Wednesday, October 7, 2015

Oy, Canada!

If you have ever uttered the words “If [Candidate X] is elected, I’m moving to Canada,” you might want to review recent Canadian history before you toss your bong and your Birkenstocks into the backpack:

*Canada has been run by the Conservative Party since 2006.
*Canada backed out of the Kyoto Protocol on climate change in 2011.
*Canada scrapped their national long-form census because the Prime Minister felt it too personally intrusive.
*Canada wiped out years of CO2 emission reductions by mining tar sands for oil, with national CO2 pollution levels now set to rise for many years to come.
*Canada slashed taxes, creating soaring deficits; Conservatives use the “deficit problem” as an excuse to skimp on social services and infrastructure.
*Canada embarked on a prison building binge while increasing mandatory sentences for a host of criminal offenses.
*Canada scuttled their national gun registry.
*Canada banned government scientists from discussing climate change research with the media.

But at least they have a fair voting and political system….or…er:

* Canada is the proud home of Conservative operative  Michael Sona,  convicted in 2011 for placing robocalls directing liberal voters to the wrong polling places in Ontario.
*Canada’s Conservative party carefully pre-screens reporters to cover rallies and restricts them to five questions.

Canada took a hard right turn in 2006, when Stephen Harper’s Conservatives took the helm, riding the population boom in Alberta, the Texas of the North, where oil and cattle go hand in hand with wild west libertarianism. Harper's rise was the culmination of years of western resentment to Canada's liberal east coast establishment.

While the Canadian right may not rival the level of lunacy we see in our own Tea Party, they have had memorable moments. The Canadian Alliance, formed in 2000, emerged as a western alternative to the more staid, buttoned-down east coast Conservative Party. Alliance leader Stockwell Day,  a flamboyant preacher turned politico, refused to campaign on Sundays, believed the world was 6,000 years old, and that man co-existed with dinosaurs. Liberal reporters delighted in mockingly humming the theme to the "Flintstones" as his campaign bus, "Prayer Force One," lumbered across the heartland.

The Alliance Party platform contained a number of nods to direct democracy. The party advocated national referendums on any issue receiving petition signatures from 3% of the Canadian electorate. Liberals accused the Alliance of using this scheme as a means for pushing unpopular measures onto the national ballot. Comedian Rick Mercer lampooned the effort on the television show "This Hour Has 22 Minutes." He organized his viewers, gathering the requisite number of signatures for an initiative to change Stockwell Day's first name to "Doris."
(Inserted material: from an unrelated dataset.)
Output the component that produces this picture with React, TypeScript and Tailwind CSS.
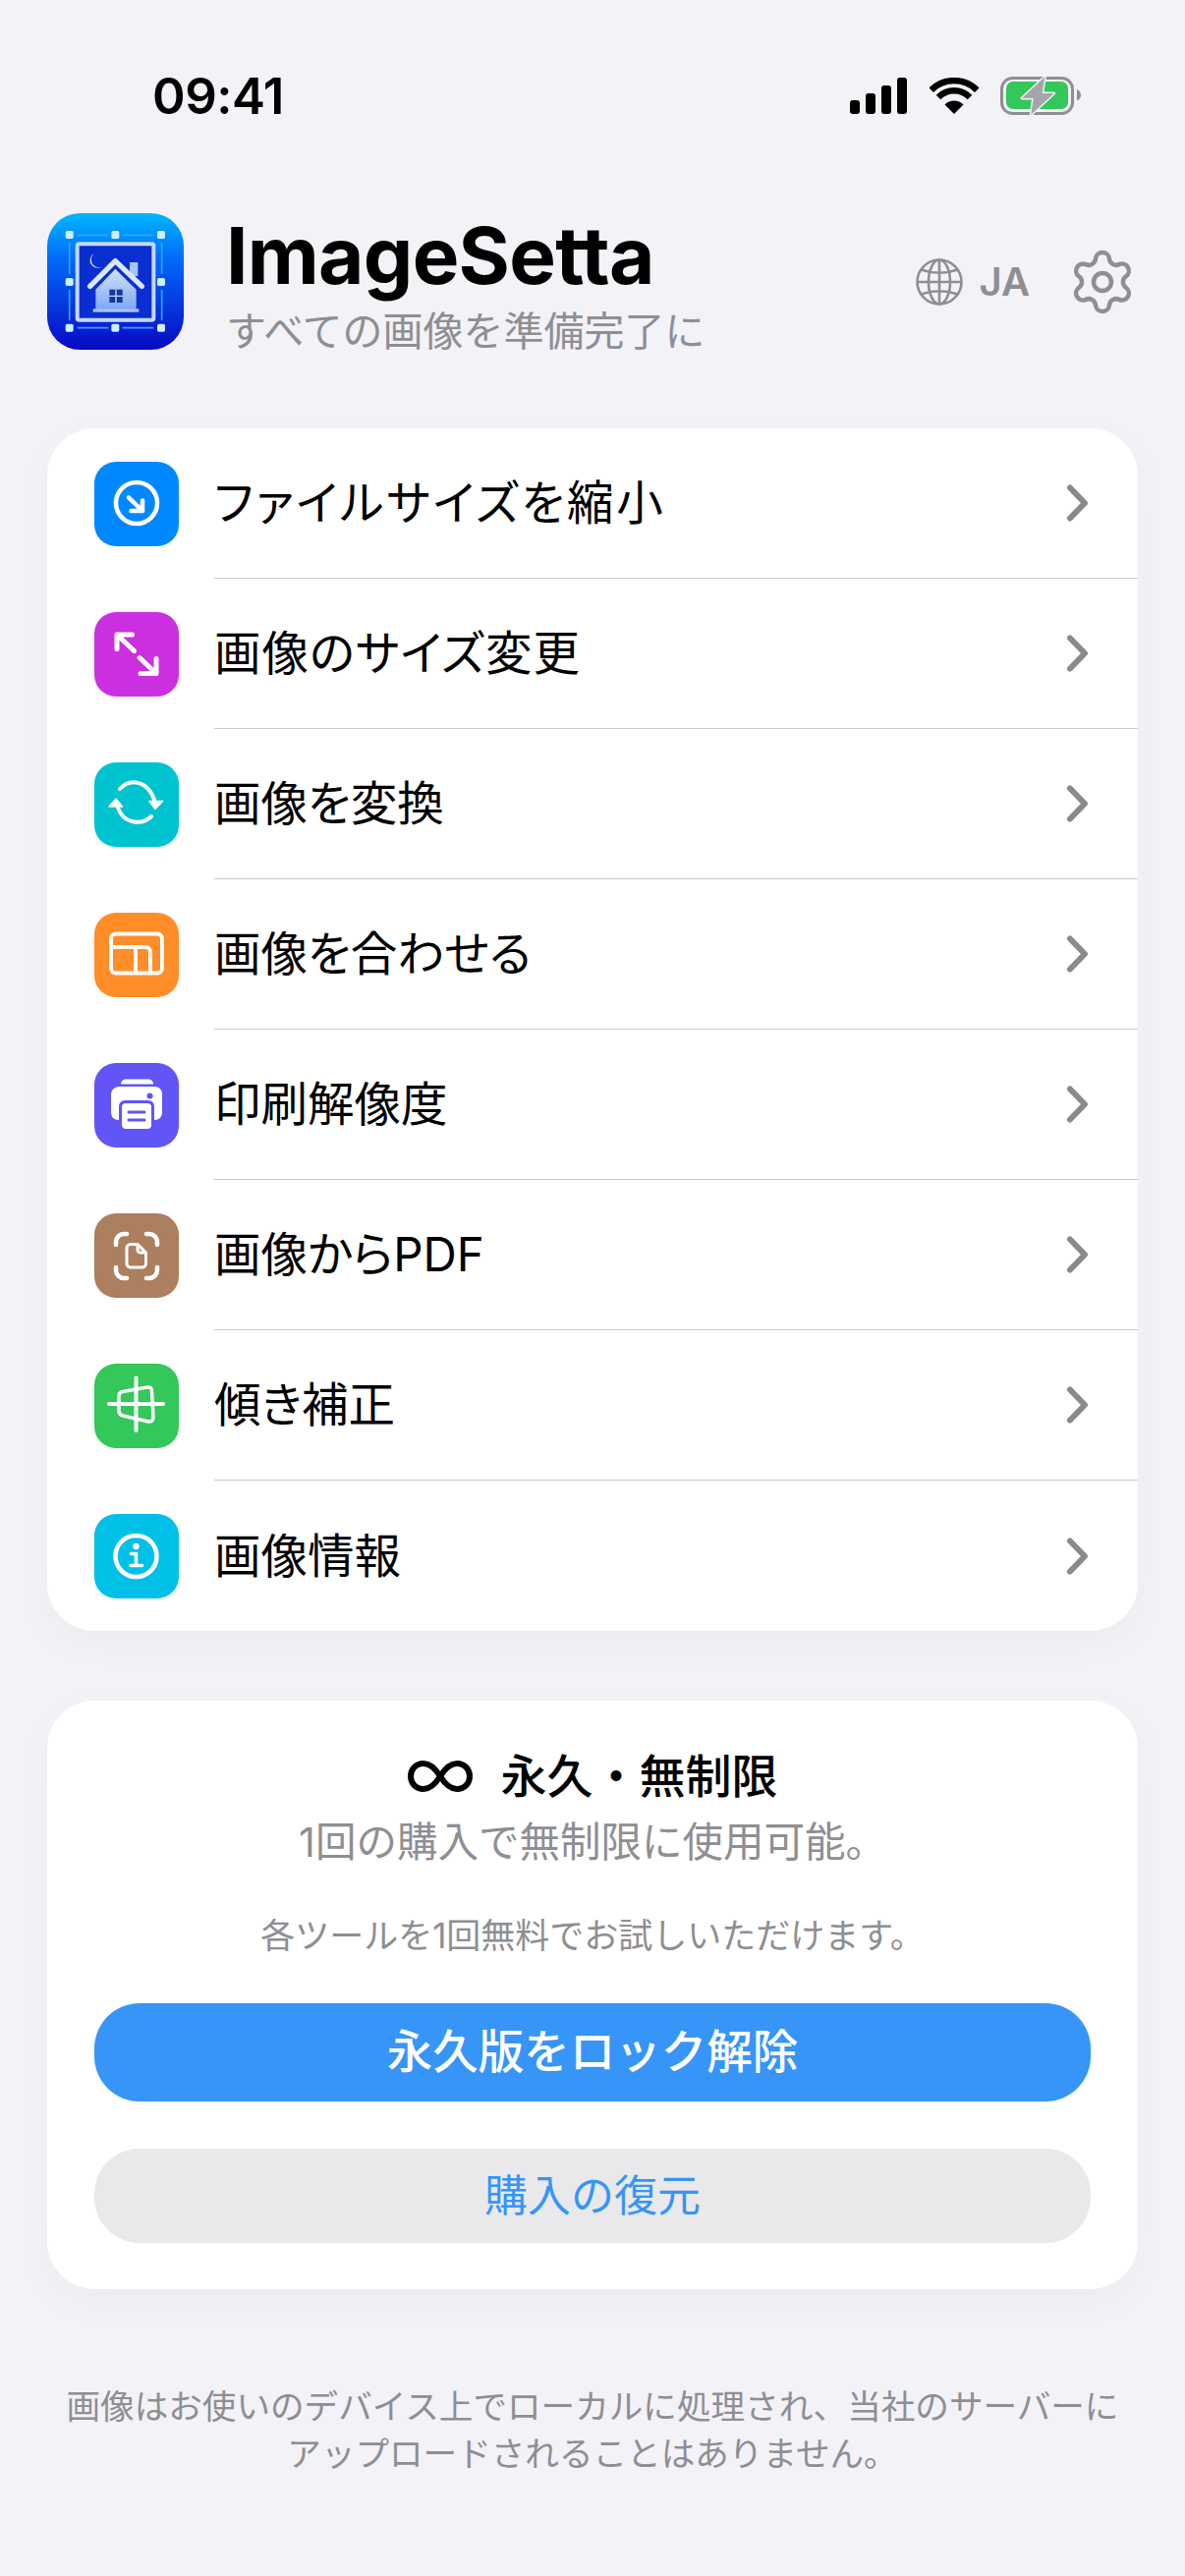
import type { ReactNode } from "react";
import { Settings } from "lucide-react";

function StatusIcons() {
  return (
    <div className="flex items-center">
      {/* signal */}
      <svg width="58" height="37" viewBox="0 0 58 37" fill="#000">
        <rect x="0" y="23" width="10" height="14" rx="3" />
        <rect x="16" y="16" width="10" height="21" rx="3" />
        <rect x="32" y="8" width="10" height="29" rx="3" />
        <rect x="48" y="0" width="10" height="37" rx="3" />
      </svg>
      {/* wifi */}
      <svg className="ml-[23px]" width="50" height="37" viewBox="0 0 50 37" fill="none" stroke="#000" strokeWidth="6.5">
        <path d="M1.7 12.7A33 33 0 0 1 48.3 12.7" />
        <path d="M9 20A22.6 22.6 0 0 1 41 20" />
        <path d="M25 37L15.5 27.5A13.4 13.4 0 0 1 34.5 27.5Z" fill="#000" stroke="none" />
      </svg>
      {/* battery */}
      <svg className="ml-[22px]" width="82" height="39" viewBox="0 0 82 39" fill="none">
        <rect x="1.5" y="1.5" width="72" height="36" rx="11" stroke="#8e8e93" strokeWidth="3" />
        <rect x="6" y="5" width="63" height="28" rx="7" fill="#34c759" />
        <path d="M78 13c2.500 1 4 3 4 5.800s-1.500 4.800-4 5.800z" fill="#8e8e93" />
        <path d="M45.300 0.300L22 22H33.700L31.300 38.700L54.700 17H42.700Z" fill="#a5a5aa" stroke="#f2f2f7" strokeWidth="3" strokeLinejoin="round" paintOrder="stroke" />
      </svg>
    </div>
  );
}

function AppIcon() {
  const xs = [123, 263, 403];
  const ys = [118, 262, 402];
  return (
    <svg className="shrink-0" width="139" height="139" viewBox="55 52 417 417">
      <defs>
        <linearGradient id="appBg" x1="0" y1="0" x2="0" y2="1">
          <stop offset="0" stopColor="#00b6ff" />
          <stop offset="0.35" stopColor="#0068f8" />
          <stop offset="1" stopColor="#0a08c4" />
        </linearGradient>
        <linearGradient id="appHouse" x1="0" y1="0" x2="0" y2="1">
          <stop offset="0" stopColor="#d2e2ff" />
          <stop offset="1" stopColor="#7fa8f2" />
        </linearGradient>
      </defs>
      <rect x="55" y="52" width="417" height="417" rx="100" fill="url(#appBg)" />
      <g stroke="#3aa0ff" strokeWidth="5">
        <path d="M147 119H242M285 119H380M147 402H242M285 402H380M123 142V238M123 286V380M405 142V238M405 286V380" />
      </g>
      {xs.flatMap((x) =>
        ys.map((y) =>
          x === 263 && y === 262 ? null : (
            <rect key={`${x}-${y}`} x={x - 12} y={y - 12} width="24" height="24" rx="5" fill="#cdeeff" />
          ),
        ),
      )}
      <rect x="147" y="146" width="233" height="232" rx="6" fill="#0a2ed2" stroke="#c2d8ff" strokeWidth="12" />
      <path d="M198 176A22 22 0 1 0 219 216A23 23 0 0 1 198 176Z" fill="#d4ecff" />
      <rect x="307" y="202" width="25" height="42" fill="#a9c6fb" />
      <path d="M203 285H327V345H203Z M263 222L327 285H203Z" fill="url(#appHouse)" />
      <rect x="195" y="344" width="140" height="10" fill="#a9c4f8" />
      <path d="M186 275L263 198L344 275" fill="none" stroke="#d8e6ff" strokeWidth="16" strokeLinecap="round" strokeLinejoin="round" />
      <rect x="245" y="285" width="40" height="40" fill="#10389e" />
      <path d="M265 285V325M245 305H285" stroke="#c8dcff" strokeWidth="4" />
    </svg>
  );
}

function IconBox({ color, children }: { color: string; children: ReactNode }) {
  return (
    <div className={`w-[86px] h-[86px] shrink-0 rounded-[22px] ${color}`}>
      <svg width="86" height="86" viewBox="0 0 86 86" fill="none" stroke="#fff" strokeLinecap="round" strokeLinejoin="round">
        {children}
      </svg>
    </div>
  );
}

const tools = [
  {
    label: "ファイルサイズを縮小",
    color: "bg-[#0088ff]",
    tracking: "tracking-[2.7px]",
    icon: (
      <g strokeWidth="4.500">
        <circle cx="43" cy="42" r="21" />
        <path d="M35 36.500L49 50M49 39.500V50H37.500" />
      </g>
    ),
  },
  {
    label: "画像のサイズ変更",
    color: "bg-[#cb30e0]",
    tracking: "tracking-[1px]",
    icon: (
      <g strokeWidth="5">
        <path d="M23 23L40.500 39.500M23 37.500V23H38.500" />
        <path d="M63 62.500L46 46.500M63 47.500V62.500H47" />
      </g>
    ),
  },
  {
    label: "画像を変換",
    color: "bg-[#00c3d0]",
    tracking: "",
    icon: (
      <g strokeWidth="4">
        <path d="M26 27C36 16 54 18 61 38" />
        <path d="M24 46C29 62 48 65 58 55" />
        <path d="M56 39.500H69.500L62 47.500Z M15 45H28.500L22 37Z" fill="#fff" strokeWidth="1.500" />
      </g>
    ),
  },
  {
    label: "画像を合わせる",
    color: "bg-[#ff8d28]",
    tracking: "",
    icon: (
      <g strokeWidth="4">
        <rect x="17" y="21.500" width="52" height="40" rx="5" />
        <path d="M17 35H52a5 5 0 0 1 5 5V61M42 35V61" />
      </g>
    ),
  },
  {
    label: "印刷解像度",
    color: "bg-[#6155f5]",
    tracking: "",
    icon: (
      <g stroke="none">
        <path d="M27 21.500c0-3 2-5 6-5h21c4 0 6 2 6 5z" fill="#fff" />
        <path d="M26 24h35c5 0 8 3 8 8v18c0 5-3 8-8 8h-3V41H28v17h-3c-5 0-8-3-8-8V32c0-5 4-8 9-8z" fill="#fff" />
        <rect x="25" y="38" width="36" height="32" rx="6" fill="#6155f5" />
        <rect x="28" y="41" width="30" height="26" rx="4" fill="#fff" />
        <path d="M35 50H51M35 58H51" stroke="#6155f5" strokeWidth="3" />
        <circle cx="56.500" cy="33.500" r="3" fill="#6155f5" />
      </g>
    ),
  },
  {
    label: "画像からPDF",
    color: "bg-[#ac7f5e]",
    tracking: "",
    icon: (
      <>
        <path
          strokeWidth="4.500"
          d="M22 32V29a8 8 0 0 1 8-8h3M53 21h3a8 8 0 0 1 8 8v3M64 55v3a8 8 0 0 1-8 8h-3M33 66h-3a8 8 0 0 1-8-8v-3"
        />
        <path
          strokeWidth="3"
          d="M37 31.500H44L52.500 40V51a4 4 0 0 1-4 4H37a4 4 0 0 1-4-4V35.500a4 4 0 0 1 4-4ZM44 31.500V37a3 3 0 0 0 3 3H52.500"
        />
      </>
    ),
  },
  {
    label: "傾き補正",
    color: "bg-[#34c759]",
    tracking: "",
    icon: (
      <>
        <path strokeWidth="4" d="M15 41H70M42.500 14.500V68" />
        <path strokeWidth="3.500" d="M29 28.500L54 24Q58.500 23.300 58.500 28L60 54Q60 59.500 55 59L29 53Q25 52 25 48V33Q25 29 29 28.500Z" />
      </>
    ),
  },
  {
    label: "画像情報",
    color: "bg-[#00c0e8]",
    tracking: "",
    icon: (
      <>
        <circle cx="42.500" cy="43" r="21" strokeWidth="4.500" />
        <circle cx="42.500" cy="33" r="3.200" fill="#fff" stroke="none" />
        <path strokeWidth="3.500" d="M37.500 40.500H42.500V52.500M37 52.500H48.500" />
      </>
    ),
  },
];

export default function App() {
  return (
    <div className="w-full min-h-[2622px] bg-[#f2f2f7] text-black font-['Inter','Noto_Sans_CJK_JP',sans-serif]">
      {/* Status bar */}
      <div className="h-[217px] pt-[78px] pl-[155px] pr-[106px] flex items-start justify-between">
        <span className="text-[51px] leading-[40px] font-semibold tracking-[-0.5px]">09:41</span>
        <StatusIcons />
      </div>

      {/* Header */}
      <div className="h-[139px] ml-[48px] mr-[48px] flex items-center">
        <AppIcon />
        <div className="ml-[43px] flex-1 min-w-0 mt-[5px]">
          <h1 className="text-[80px] leading-[88px] font-bold tracking-[-0.7px]">ImageSetta</h1>
          <p className="text-[41px] leading-[50px] text-[#8e8e93] mt-[8px]">すべての画像を準備完了に</p>
        </div>
        <svg width="48" height="48" viewBox="0 0 48 48" fill="none" stroke="#8e8e93" strokeWidth="2.600">
          <circle cx="24" cy="24" r="22.500" />
          <ellipse cx="24" cy="24" rx="11" ry="22.500" />
          <path d="M24 1.500V46.500M1.500 24H46.500M5.500 11.500Q24 18 42.500 11.500M5.500 36.500Q24 30 42.500 36.500" />
        </svg>
        <span className="ml-[16px] text-[40px] leading-[48px] font-semibold text-[#8e8e93]">JA</span>
        <Settings className="ml-[38px] text-[#8e8e93]" size={72} strokeWidth={1.500} />
      </div>

      {/* Tools */}
      <div className="mt-[80px] mx-[48px] bg-white rounded-[48px] shadow-[0_12px_40px_rgba(0,0,0,0.03)]">
        {tools.map((tool, i) => (
          <div key={tool.label} className="h-[153px] pl-[48px] flex items-center gap-[36px]">
            <IconBox color={tool.color}>{tool.icon}</IconBox>
            <div
              className={`flex-1 h-full pr-[48px] flex items-center justify-between ${
                i < tools.length - 1 ? "border-b-[1.5px] border-[#c9c9cc]" : ""
              }`}
            >
              <span className={`text-[47.5px] leading-[60px] [font-feature-settings:'palt'] ${tool.tracking}`}>{tool.label}</span>
              <svg width="24" height="40" viewBox="0 0 24 40" fill="none" stroke="#8a8a8e" strokeWidth="6" strokeLinecap="round" strokeLinejoin="round">
                <path d="M3 4.500L18 20L3 35.500" />
              </svg>
            </div>
          </div>
        ))}
      </div>

      {/* Purchase card */}
      <div className="mt-[71px] mx-[48px] px-[48px] pt-[47px] pb-[47px] bg-white rounded-[48px] flex flex-col items-center shadow-[0_12px_40px_rgba(0,0,0,0.03)]">
        <div className="h-[60px] flex items-center gap-[29px]">
          <svg width="66" height="32" viewBox="0 0 66 32" fill="none" stroke="#000" strokeWidth="6">
            <path d="M33 16C28 8 23 3 16 3C8 3 3 9 3 16C3 23 8 29 16 29C23 29 28 24 33 16C38 8 43 3 50 3C58 3 63 9 63 16C63 23 58 29 50 29C43 29 38 24 33 16Z" />
          </svg>
          <span className="text-[47px] leading-[60px] font-medium">永久・無制限</span>
        </div>
        <p className="mt-[12px] text-[41.5px] leading-[50px] text-[#8e8e93]">1回の購入で無制限に使用可能。</p>
        <p className="mt-[48px] text-[35px] leading-[44px] text-[#8e8e93]">各ツールを1回無料でお試しいただけます。</p>
        <button className="mt-[47px] w-full h-[100px] rounded-[46px] bg-[#3695f7] text-white text-[46.5px] font-medium">
          永久版をロック解除
        </button>
        <button className="mt-[48px] w-full h-[96px] rounded-[46px] bg-[#e9e9eb] text-[#3695f7] text-[44px]">
          購入の復元
        </button>
      </div>

      {/* Footer note */}
      <p className="mt-[95px] px-[48px] text-center text-[34.6px] leading-[48px] text-[#8e8e93]">
        画像はお使いのデバイス上でローカルに処理され、当社のサーバーに
        <br />
        アップロードされることはありません。
      </p>
    </div>
  );
}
Failing to achieve electoral success outside the west, the Alliance, in December, 2003, merged with the mainline Canadian Conservative Party.

While the US left pines for a multi-party system, Canada proves it’s no guarantee of a liberal nirvana. Some Parliamentary systems apportion seats based upon the party's overall national polling percentage, so 50% of the vote guarantees 50% of the seats, etc.  Canada’s system is first-past-the-post, so the party with the most votes in an individual Parliamentary district (called  a “riding”) wins the seat. Trouble is, Canada now has just one main Conservative Party,  while liberals can pick between the Liberal Party, the (ironically more liberal) New Democratic Party (NDP), or, for those with a Francophile separatist bent, the Bloc Quebecois.

With one party on the right and three on the left, the liberal vote splinters and the Conservatives prevail. If you think Bush v. Gore was exquisitely undemocratic, consider this: Canadian Conservatives captured a majority of seats in Parliament with just 36.3% of the popular vote in 2006, 37.7% in 2008, and 39.6% in 2011.

On October 19, Canada has its next national parliamentary election. Stephen Harper is opposed by Liberal Party head Justin Trudeau (eldest son of former Liberal Prime Minister Pierre Trudeau), and NDP leader Tom Mulcair , a dual French-Canadian citizen. Heading into election day, the polls are showing a three way tie. So, will Canada veer left again, by putting the NDP or the Liberals in power? Or, will Harper win with yet another liberal split?

A great deal is at stake.

Seriously, if Harper and the Conservatives carry the day, where will we run to escape President Trump?